● **INSTRUCTION**:
In the lines below, output everything from the first line through the line containing "const darkerFeedback = ref(false)" exactly as it is. Pictures are not part of the output.

● **DATA BLOCK**:
--------

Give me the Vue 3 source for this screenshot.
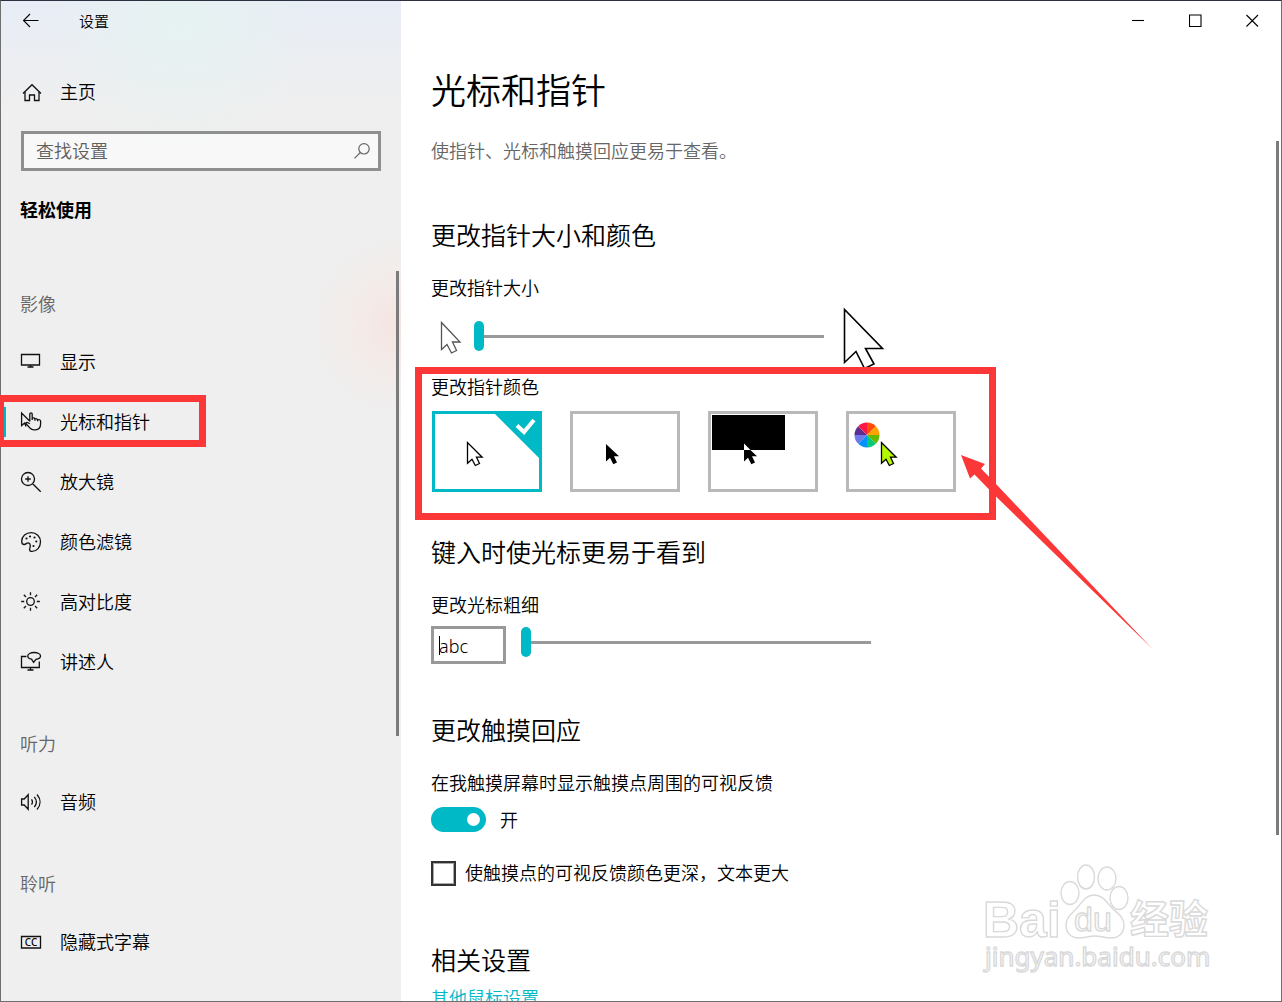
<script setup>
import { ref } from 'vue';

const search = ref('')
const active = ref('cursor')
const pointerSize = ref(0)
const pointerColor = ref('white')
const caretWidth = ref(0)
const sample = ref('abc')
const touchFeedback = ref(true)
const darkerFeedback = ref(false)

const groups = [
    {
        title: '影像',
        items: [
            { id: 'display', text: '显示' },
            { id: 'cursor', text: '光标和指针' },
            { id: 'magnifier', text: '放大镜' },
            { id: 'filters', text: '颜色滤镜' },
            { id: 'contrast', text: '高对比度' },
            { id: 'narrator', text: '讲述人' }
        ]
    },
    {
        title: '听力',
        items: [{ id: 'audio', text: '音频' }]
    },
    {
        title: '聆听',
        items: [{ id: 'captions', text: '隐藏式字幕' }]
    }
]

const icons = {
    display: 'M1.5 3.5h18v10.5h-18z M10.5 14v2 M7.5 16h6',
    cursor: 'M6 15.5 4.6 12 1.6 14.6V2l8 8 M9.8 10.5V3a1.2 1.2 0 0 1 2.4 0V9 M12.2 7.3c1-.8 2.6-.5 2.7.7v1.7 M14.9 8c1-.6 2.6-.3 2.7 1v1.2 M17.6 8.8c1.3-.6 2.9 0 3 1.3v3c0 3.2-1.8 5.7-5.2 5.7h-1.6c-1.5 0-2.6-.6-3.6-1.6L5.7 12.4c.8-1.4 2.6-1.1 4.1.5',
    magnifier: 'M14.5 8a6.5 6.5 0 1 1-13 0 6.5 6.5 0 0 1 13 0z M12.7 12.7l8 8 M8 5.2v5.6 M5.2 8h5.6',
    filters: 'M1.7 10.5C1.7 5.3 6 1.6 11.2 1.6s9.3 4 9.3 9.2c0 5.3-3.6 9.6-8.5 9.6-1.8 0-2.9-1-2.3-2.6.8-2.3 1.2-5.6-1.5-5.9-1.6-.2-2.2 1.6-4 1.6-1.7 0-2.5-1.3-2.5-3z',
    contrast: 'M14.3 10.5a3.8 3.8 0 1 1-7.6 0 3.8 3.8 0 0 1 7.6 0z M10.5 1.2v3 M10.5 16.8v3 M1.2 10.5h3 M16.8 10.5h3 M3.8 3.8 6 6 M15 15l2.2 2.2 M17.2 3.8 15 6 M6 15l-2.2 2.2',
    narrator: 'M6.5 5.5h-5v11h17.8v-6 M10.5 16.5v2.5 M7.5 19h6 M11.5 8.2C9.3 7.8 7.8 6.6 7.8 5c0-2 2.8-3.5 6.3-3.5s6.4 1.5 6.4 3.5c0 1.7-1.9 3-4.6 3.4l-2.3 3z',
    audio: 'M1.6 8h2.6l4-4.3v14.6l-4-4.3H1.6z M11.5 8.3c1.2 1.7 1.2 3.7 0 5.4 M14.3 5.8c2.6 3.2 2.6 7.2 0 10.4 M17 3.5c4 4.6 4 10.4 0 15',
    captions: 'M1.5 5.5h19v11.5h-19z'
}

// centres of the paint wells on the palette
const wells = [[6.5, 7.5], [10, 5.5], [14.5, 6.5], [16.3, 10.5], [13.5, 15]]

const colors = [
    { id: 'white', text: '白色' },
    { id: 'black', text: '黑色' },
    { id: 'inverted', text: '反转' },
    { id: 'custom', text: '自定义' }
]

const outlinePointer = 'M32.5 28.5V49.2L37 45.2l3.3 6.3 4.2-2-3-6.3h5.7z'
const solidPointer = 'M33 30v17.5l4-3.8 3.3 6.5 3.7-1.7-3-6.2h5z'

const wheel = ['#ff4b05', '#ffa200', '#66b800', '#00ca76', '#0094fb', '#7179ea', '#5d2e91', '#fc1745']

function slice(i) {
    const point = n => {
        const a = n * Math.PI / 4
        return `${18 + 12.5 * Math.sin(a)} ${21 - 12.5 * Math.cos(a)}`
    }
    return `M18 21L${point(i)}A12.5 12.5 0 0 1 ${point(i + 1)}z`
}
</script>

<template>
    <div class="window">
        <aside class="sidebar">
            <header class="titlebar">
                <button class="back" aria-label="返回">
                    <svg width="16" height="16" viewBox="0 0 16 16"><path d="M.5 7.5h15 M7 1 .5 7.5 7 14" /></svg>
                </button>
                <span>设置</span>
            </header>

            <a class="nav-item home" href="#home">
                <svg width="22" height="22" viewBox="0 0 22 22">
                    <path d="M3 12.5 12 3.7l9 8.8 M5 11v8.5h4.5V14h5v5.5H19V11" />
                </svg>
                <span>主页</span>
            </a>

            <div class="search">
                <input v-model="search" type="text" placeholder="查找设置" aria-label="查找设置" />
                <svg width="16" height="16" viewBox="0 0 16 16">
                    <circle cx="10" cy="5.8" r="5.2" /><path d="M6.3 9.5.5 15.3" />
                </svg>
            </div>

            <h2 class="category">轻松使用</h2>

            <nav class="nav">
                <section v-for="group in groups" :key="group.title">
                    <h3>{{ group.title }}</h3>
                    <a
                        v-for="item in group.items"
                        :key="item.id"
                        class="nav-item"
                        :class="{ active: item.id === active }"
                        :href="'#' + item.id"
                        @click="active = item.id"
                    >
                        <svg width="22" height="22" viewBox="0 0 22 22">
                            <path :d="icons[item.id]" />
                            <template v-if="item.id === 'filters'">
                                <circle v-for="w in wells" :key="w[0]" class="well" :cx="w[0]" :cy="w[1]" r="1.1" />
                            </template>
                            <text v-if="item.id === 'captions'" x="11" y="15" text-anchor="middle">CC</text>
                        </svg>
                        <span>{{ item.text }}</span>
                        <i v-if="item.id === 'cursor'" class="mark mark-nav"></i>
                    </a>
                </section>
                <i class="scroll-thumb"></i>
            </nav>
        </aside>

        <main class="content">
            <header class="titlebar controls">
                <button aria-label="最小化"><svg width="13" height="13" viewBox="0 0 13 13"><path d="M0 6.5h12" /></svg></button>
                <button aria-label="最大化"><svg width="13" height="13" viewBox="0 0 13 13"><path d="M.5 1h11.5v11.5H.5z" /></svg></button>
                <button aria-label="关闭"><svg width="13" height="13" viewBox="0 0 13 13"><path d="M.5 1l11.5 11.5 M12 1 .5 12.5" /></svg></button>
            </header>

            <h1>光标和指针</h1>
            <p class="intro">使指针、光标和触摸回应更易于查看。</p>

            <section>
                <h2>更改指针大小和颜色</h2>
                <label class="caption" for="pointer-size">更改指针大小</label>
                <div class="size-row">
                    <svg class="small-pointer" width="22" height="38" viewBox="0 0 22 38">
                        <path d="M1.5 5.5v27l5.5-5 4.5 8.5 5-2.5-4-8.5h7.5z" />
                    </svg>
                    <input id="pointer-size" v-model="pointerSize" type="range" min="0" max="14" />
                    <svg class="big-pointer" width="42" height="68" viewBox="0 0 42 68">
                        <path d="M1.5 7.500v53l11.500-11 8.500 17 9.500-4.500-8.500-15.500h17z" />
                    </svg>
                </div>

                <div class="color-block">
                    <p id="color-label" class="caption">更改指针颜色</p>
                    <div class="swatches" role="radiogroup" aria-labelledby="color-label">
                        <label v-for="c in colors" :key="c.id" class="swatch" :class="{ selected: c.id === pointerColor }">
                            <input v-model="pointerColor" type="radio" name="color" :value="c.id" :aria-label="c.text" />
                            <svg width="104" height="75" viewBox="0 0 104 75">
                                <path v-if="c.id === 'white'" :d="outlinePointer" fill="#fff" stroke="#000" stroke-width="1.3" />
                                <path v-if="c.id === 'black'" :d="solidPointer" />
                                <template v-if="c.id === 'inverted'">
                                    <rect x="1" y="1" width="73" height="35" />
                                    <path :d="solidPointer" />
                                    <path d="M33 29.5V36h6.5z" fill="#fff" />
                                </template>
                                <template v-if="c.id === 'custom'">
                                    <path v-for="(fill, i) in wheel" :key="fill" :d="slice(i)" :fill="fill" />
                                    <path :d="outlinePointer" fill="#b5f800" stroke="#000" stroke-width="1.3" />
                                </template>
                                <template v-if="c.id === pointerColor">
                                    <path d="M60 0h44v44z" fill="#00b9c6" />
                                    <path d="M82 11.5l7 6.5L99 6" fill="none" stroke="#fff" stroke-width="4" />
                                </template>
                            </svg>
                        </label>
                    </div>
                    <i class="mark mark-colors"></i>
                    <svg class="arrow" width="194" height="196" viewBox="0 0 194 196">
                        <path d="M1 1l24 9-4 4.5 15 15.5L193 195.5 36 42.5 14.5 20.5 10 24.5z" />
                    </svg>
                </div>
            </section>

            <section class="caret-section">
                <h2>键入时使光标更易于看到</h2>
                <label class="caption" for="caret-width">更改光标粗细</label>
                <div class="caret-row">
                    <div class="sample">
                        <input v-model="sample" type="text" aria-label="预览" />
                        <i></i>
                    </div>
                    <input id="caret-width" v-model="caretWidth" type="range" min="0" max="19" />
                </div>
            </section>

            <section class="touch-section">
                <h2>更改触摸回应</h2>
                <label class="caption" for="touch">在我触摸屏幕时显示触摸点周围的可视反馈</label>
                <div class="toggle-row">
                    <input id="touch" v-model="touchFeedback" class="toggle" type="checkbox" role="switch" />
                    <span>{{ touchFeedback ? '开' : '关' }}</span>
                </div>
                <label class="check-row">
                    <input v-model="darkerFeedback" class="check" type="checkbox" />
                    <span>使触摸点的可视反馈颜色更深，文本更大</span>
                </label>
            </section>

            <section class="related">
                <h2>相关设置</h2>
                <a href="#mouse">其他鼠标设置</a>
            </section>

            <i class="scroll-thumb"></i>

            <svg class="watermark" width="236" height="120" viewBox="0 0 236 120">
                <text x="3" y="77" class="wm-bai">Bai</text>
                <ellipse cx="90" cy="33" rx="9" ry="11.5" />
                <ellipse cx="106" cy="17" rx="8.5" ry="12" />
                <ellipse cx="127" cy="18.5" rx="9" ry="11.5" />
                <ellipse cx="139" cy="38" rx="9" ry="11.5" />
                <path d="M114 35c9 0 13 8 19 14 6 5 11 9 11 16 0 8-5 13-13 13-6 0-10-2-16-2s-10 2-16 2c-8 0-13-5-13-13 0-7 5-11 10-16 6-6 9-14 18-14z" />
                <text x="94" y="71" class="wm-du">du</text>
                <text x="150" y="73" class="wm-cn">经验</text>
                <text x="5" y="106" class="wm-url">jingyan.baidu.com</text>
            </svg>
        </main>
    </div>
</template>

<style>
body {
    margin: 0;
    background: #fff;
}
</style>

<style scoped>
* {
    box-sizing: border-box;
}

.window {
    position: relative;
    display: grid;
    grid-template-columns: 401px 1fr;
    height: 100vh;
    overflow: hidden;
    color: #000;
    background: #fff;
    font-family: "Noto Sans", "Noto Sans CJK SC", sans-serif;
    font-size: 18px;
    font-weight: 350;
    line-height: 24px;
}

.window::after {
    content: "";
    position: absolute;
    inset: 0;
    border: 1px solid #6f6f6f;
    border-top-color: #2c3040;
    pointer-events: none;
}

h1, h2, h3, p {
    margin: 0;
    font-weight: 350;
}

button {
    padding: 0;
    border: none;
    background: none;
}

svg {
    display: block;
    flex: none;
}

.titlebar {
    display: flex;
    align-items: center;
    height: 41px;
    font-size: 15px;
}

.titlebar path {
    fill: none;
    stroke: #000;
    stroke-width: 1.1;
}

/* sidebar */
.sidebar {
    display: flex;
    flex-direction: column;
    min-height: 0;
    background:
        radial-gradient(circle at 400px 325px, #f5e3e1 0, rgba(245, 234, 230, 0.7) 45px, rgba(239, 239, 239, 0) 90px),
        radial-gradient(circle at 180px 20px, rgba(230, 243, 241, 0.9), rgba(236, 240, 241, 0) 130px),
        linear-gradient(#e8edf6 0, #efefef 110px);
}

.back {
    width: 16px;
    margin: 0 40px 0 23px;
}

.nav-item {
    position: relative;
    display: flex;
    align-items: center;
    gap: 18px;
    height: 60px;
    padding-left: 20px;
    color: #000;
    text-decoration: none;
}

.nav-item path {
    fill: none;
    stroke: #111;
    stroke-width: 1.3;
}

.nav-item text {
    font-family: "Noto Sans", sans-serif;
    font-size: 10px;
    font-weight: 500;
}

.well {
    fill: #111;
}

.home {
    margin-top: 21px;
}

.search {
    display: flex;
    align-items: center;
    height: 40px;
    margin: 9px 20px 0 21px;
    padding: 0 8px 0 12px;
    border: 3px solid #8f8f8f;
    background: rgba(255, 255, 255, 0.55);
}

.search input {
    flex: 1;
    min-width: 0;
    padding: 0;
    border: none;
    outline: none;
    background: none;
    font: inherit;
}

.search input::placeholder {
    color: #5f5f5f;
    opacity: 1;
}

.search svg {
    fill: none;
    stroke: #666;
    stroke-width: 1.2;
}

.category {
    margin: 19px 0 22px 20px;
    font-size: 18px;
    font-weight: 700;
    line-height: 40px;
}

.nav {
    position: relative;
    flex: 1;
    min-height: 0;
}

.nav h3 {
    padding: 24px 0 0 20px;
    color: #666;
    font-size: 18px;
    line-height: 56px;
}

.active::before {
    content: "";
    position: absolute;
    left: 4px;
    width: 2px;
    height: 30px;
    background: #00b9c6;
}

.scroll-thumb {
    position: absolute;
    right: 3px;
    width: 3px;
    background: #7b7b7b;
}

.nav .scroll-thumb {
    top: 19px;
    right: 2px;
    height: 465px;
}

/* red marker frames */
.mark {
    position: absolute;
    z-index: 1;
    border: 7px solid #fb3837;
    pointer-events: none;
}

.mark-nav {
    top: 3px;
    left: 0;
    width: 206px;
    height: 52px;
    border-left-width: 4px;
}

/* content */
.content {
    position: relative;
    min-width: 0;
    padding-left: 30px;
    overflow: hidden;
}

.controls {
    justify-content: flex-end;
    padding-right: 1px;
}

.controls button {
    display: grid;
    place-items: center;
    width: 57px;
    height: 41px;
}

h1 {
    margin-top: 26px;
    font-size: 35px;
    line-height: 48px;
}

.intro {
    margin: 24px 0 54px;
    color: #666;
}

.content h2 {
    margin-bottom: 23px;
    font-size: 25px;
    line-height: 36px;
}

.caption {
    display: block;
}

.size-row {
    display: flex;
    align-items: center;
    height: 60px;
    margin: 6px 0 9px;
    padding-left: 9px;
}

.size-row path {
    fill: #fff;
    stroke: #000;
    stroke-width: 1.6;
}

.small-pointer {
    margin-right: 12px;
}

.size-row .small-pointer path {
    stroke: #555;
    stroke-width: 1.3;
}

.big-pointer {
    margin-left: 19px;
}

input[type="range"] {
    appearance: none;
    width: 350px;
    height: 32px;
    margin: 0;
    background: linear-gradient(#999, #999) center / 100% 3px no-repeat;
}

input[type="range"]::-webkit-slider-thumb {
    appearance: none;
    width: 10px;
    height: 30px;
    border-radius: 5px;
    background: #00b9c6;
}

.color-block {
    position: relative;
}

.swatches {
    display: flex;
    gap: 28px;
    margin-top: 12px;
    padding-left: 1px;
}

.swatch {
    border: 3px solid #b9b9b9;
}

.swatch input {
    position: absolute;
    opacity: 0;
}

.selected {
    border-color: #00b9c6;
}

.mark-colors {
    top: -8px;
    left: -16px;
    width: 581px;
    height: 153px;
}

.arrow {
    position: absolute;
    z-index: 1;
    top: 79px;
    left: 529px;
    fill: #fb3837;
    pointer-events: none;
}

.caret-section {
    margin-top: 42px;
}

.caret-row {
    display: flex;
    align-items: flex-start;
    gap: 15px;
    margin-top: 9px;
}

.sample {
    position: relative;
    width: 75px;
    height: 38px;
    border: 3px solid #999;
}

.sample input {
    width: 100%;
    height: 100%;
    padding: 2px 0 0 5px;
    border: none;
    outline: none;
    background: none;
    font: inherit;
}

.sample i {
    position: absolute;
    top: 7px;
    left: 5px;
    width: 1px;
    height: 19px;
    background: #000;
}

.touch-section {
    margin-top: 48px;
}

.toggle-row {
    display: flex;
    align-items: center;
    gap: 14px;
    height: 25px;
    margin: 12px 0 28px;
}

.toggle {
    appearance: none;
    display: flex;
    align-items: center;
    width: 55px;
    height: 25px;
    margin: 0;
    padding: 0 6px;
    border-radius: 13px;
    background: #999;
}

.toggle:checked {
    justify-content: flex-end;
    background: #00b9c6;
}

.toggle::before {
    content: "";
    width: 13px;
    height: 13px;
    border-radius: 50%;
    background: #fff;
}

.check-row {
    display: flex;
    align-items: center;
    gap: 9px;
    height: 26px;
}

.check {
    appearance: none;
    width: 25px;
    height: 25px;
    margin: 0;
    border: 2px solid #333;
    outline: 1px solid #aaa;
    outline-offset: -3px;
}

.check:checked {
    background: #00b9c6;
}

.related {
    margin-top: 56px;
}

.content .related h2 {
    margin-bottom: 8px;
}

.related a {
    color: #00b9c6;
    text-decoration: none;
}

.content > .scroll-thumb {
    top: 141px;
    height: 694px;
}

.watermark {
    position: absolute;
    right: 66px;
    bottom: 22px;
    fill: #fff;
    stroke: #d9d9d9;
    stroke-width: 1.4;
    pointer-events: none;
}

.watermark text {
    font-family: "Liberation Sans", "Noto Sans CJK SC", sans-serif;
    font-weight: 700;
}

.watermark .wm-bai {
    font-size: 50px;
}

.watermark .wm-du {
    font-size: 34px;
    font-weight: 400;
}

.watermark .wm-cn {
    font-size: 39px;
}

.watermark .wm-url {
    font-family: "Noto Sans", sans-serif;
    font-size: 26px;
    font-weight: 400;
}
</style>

--------

● **EXERCISE RESULT**:
Give me the Vue 3 source for this screenshot.
<script setup>
import { ref } from 'vue';

const search = ref('')
const active = ref('cursor')
const pointerSize = ref(0)
const pointerColor = ref('white')
const caretWidth = ref(0)
const sample = ref('abc')
const touchFeedback = ref(true)
const darkerFeedback = ref(false)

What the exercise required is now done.